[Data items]
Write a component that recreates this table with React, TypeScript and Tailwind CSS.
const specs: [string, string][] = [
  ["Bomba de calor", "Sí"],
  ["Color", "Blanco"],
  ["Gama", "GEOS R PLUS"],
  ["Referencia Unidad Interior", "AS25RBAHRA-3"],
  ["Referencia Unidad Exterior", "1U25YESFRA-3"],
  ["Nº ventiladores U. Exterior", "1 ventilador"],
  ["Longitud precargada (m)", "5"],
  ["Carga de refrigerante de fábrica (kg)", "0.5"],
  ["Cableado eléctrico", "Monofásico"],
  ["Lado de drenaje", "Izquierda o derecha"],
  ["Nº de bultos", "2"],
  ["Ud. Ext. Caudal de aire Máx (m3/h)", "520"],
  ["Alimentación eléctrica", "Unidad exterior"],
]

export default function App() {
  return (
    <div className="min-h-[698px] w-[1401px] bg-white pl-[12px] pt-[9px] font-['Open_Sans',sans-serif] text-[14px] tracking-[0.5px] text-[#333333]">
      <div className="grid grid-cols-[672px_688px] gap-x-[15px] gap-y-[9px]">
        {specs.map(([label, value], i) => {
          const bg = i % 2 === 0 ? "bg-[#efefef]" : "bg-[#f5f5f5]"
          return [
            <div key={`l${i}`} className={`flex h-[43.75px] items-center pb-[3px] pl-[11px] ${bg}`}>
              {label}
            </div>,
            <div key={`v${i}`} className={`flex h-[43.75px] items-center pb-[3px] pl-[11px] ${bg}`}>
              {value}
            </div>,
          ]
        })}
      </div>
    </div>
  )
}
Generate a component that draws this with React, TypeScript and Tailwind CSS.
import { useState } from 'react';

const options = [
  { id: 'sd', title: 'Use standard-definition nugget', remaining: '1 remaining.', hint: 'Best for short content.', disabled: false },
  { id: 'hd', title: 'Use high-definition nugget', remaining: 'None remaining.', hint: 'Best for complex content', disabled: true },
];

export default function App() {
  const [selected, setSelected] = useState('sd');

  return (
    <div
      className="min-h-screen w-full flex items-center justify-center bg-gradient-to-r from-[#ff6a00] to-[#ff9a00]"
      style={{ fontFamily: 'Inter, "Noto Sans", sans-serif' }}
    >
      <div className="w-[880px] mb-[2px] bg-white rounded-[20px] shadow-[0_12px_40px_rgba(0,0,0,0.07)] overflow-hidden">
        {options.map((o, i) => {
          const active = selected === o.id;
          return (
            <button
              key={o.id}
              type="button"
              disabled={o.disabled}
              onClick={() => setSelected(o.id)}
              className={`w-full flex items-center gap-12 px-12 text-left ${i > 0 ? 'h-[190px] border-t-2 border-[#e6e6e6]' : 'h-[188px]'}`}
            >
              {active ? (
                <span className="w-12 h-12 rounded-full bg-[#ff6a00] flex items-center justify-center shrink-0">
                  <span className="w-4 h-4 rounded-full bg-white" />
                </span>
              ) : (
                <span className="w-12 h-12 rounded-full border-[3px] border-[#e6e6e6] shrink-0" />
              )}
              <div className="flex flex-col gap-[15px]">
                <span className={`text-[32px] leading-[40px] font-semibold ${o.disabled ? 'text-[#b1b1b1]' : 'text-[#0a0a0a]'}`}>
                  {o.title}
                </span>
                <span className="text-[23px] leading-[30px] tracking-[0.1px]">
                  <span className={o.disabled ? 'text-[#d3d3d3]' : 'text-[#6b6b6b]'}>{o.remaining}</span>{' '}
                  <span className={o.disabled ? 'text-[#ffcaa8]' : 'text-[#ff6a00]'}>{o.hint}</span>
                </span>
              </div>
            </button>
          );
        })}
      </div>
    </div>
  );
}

> _AIM_: Write the data back out verbatim.

> _SOLUTION FOR THIS PROBLEM_:
Write a component that recreates this table with React, TypeScript and Tailwind CSS.
const specs: [string, string][] = [
  ["Bomba de calor", "Sí"],
  ["Color", "Blanco"],
  ["Gama", "GEOS R PLUS"],
  ["Referencia Unidad Interior", "AS25RBAHRA-3"],
  ["Referencia Unidad Exterior", "1U25YESFRA-3"],
  ["Nº ventiladores U. Exterior", "1 ventilador"],
  ["Longitud precargada (m)", "5"],
  ["Carga de refrigerante de fábrica (kg)", "0.5"],
  ["Cableado eléctrico", "Monofásico"],
  ["Lado de drenaje", "Izquierda o derecha"],
  ["Nº de bultos", "2"],
  ["Ud. Ext. Caudal de aire Máx (m3/h)", "520"],
  ["Alimentación eléctrica", "Unidad exterior"],
]

export default function App() {
  return (
    <div className="min-h-[698px] w-[1401px] bg-white pl-[12px] pt-[9px] font-['Open_Sans',sans-serif] text-[14px] tracking-[0.5px] text-[#333333]">
      <div className="grid grid-cols-[672px_688px] gap-x-[15px] gap-y-[9px]">
        {specs.map(([label, value], i) => {
          const bg = i % 2 === 0 ? "bg-[#efefef]" : "bg-[#f5f5f5]"
          return [
            <div key={`l${i}`} className={`flex h-[43.75px] items-center pb-[3px] pl-[11px] ${bg}`}>
              {label}
            </div>,
            <div key={`v${i}`} className={`flex h-[43.75px] items-center pb-[3px] pl-[11px] ${bg}`}>
              {value}
            </div>,
          ]
        })}
      </div>
    </div>
  )
}
Generate a component that draws this with React, TypeScript and Tailwind CSS.
import { useState } from 'react';

const options = [
  { id: 'sd', title: 'Use standard-definition nugget', remaining: '1 remaining.', hint: 'Best for short content.', disabled: false },
  { id: 'hd', title: 'Use high-definition nugget', remaining: 'None remaining.', hint: 'Best for complex content', disabled: true },
];

export default function App() {
  const [selected, setSelected] = useState('sd');

  return (
    <div
      className="min-h-screen w-full flex items-center justify-center bg-gradient-to-r from-[#ff6a00] to-[#ff9a00]"
      style={{ fontFamily: 'Inter, "Noto Sans", sans-serif' }}
    >
      <div className="w-[880px] mb-[2px] bg-white rounded-[20px] shadow-[0_12px_40px_rgba(0,0,0,0.07)] overflow-hidden">
        {options.map((o, i) => {
          const active = selected === o.id;
          return (
            <button
              key={o.id}
              type="button"
              disabled={o.disabled}
              onClick={() => setSelected(o.id)}
              className={`w-full flex items-center gap-12 px-12 text-left ${i > 0 ? 'h-[190px] border-t-2 border-[#e6e6e6]' : 'h-[188px]'}`}
            >
              {active ? (
                <span className="w-12 h-12 rounded-full bg-[#ff6a00] flex items-center justify-center shrink-0">
                  <span className="w-4 h-4 rounded-full bg-white" />
                </span>
              ) : (
                <span className="w-12 h-12 rounded-full border-[3px] border-[#e6e6e6] shrink-0" />
              )}
              <div className="flex flex-col gap-[15px]">
                <span className={`text-[32px] leading-[40px] font-semibold ${o.disabled ? 'text-[#b1b1b1]' : 'text-[#0a0a0a]'}`}>
                  {o.title}
                </span>
                <span className="text-[23px] leading-[30px] tracking-[0.1px]">
                  <span className={o.disabled ? 'text-[#d3d3d3]' : 'text-[#6b6b6b]'}>{o.remaining}</span>{' '}
                  <span className={o.disabled ? 'text-[#ffcaa8]' : 'text-[#ff6a00]'}>{o.hint}</span>
                </span>
              </div>
            </button>
          );
        })}
      </div>
    </div>
  );
}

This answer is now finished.